Gli operai di Dio

PAPA FRANCESCO. L’Angelus del 7 luglio. Era la Giornata dei seminaristi

suore-san-pietro“La gente ha bisogno certamente di parole, ma soprattutto ha bisogno che noi testimoniamo la misericordia, la tenerezza del Signore che scalda il cuore, che risveglia la speranza, che attira verso il bene”. Papa Francesco domenica 7 celebra messa per i seminaristi, per novizi, novizie e per coloro che sono in cammino vocazionale, e dedica loro il discorso che precede la recita dell’Angelus. In sintonia con le letture del giorno, soprattutto con il Vangelo di Luca che parla della messe, che è molta, e dei pochi operai.

Tema caro a Francesco, che, sin dall’inizio del suo ministero di Vescovo di Roma, ha sempre chiesto ai sacerdoti di essere in mezzo al gregge, di avere l’“odore delle pecore”, di spingersi alle periferie dell’esistenza per cercare le 99 pecore che sono fuori del recinto. Andare e annunciare sono i due verbi che accompagnano le parole di Luca; Cristo è venuto ad annunciare pace attraverso quei 72 discepoli – come i 72 anziani che affiancarono Mosè nel governo di Israele – che, a due a due, sono stati inviati in ogni città. Dice Papa Francesco: se i dodici sono gli apostoli e quindi rappresentano anche i vescovi, questi 72 possono essere non solo gli altri ministri ordinati, ma anche i catechisti, i fedeli laici che si impegnano in parrocchia, con i malati.

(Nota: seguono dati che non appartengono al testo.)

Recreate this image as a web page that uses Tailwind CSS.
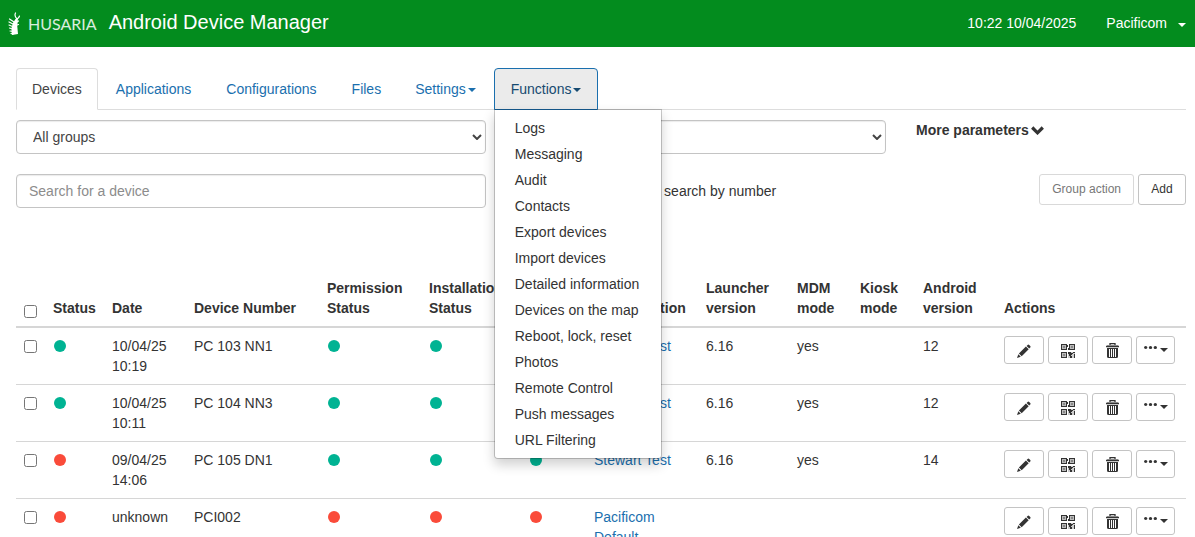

Andare, annunciare il Signore che è venuto e viene ogni giorno superando le chiusure dietro le quali si nasconde l’uomo, oggi come ieri. Questo perché Gesù, ricorda il Papa, “non è un missionario isolato, non vuole compiere da solo la sua missione, ma coinvolge i suoi discepoli… Non vuole agire da solo, è venuto a portare nel mondo l’amore di Dio e vuole diffonderlo con lo stile della comunione, della fraternità”. Fonda subito una comunità di discepoli, “comunità missionaria”, ma lo scopo “non è socializzare, passare il tempo insieme. No, lo scopo è annunciare il regno di Dio e questo è urgente; non c’è tempo da perdere in chiacchiere, non bisogna aspettare il consenso di tutti, bisogna andare e annunciare. A tutti si porta la pace di Cristo, e se non l’accolgono, si va avanti”.

Nelle sue parole all’Angelus e all’omelia in san Pietro, Francesco sottolinea che ogni cristiano è chiamato a portare il messaggio di speranza. E “la diffusione del Vangelo non è assicurata dal numero delle persone, né dal prestigio dell’istituzione, né dalla quantità di risorse”. Cristo ha mandato i suoi “come agnelli in mezzo ai lupi”, senza borsa, né sacca, né sandali. Come dire senza denaro, solo con la forza della testimonianza e della preghiera. “Gli operai della messe”, per usare l’espressione di Luca, “non sono scelti attraverso campagne pubblicitarie o appelli al servizio e alla generosità”. È Dio che sceglie e manda. E senza il rapporto costante con Dio, fare il prete o la suora diventa un mestiere: “Il rischio dell’attivismo, di confidare troppo nelle strutture, è sempre in agguato”. Così ricorda il suo predecessore per dire che la Chiesa “non è nostra ma di Dio. Il campo da coltivare è il suo”.

L’evangelizzazione si fa in ginocchio, coltivando la dimensione contemplativa anche nel vortice degli impegni più urgenti e pressanti. “E più la missione chiama ad andare verso le periferie esistenziali – dice ai seminaristi e ai novizi – più il vostro cuore sia unito a quello di Cristo”.

Parole che assumono una valenza del tutto particolare nella prospettiva del primo viaggio che Francesco compie dall’inizio del suo pontificato, e cioè la visita all’isola di Lampedusa e l’incontro con gli immigrati che sono riusciti ad attraversare quel braccio di mare scappando da situazioni di miseria, povertà, conflitti, alla ricerca di un futuro migliore per loro e per i figli. Una visita davvero alla periferia dell’esistenza, periferia dei diritti, tra coloro che hanno lasciato tutto mettendo a rischio la propria vita per cercare un futuro migliore. Visita che vuole fare memoria proprio delle molte persone che hanno perso la vita in mare. Messaggio all’Europa, alla politica perché non dimentichi che quegli uomini e donne non sono numeri, ma persone. E anche i loro nomi “sono scritti nei cieli”.